The OGA report concluded that in some cases the method of project execution influenced cost and schedule outcome more than the particular asset type. Much of the deviation resulted from non-technical causes.

The study demonstrated how projects have performed for four different asset types (Fig. 8), comparing 34 projects already in production as of Oct. 1, 2016, with its complete data set of 58 projects. OGA's findings suggested schedule slippage was ongoing, but cost predictability was improving.

Field application

OGA summarized its findings into five key focus areas regarding how development projects are planned and executed rather than what hardware is deployed. Organizational structure can help lower owners' costs, especially where project management focuses on realistic, as opposed to aspirational schedule setting.
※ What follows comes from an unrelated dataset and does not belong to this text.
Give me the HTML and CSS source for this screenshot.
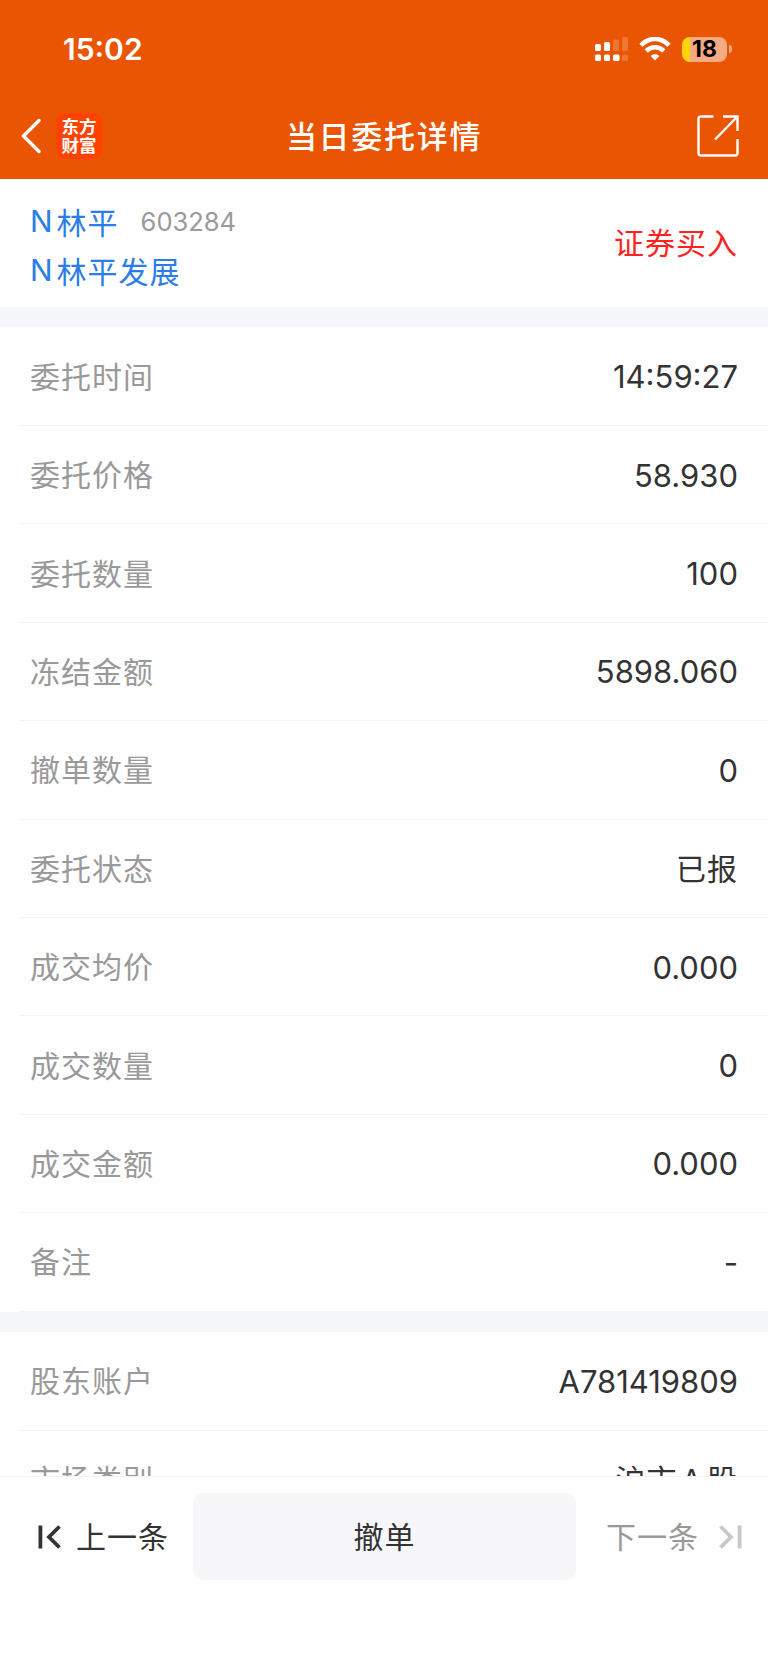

Front-end loading (FEL) also provided more predictable costs, shorter schedules, and better production attainment. Aligning elements of work in parallel ensured better decisions. Benchmarking confirmed the readiness of project investment.

OGA found that project values can erode rapidly if the project is poorly executed. Addressing issues early and collaboratively made the difference between project success or failure. Proper FEL can avoid execution risks, but an effective risk management system can help project developers meet objectives.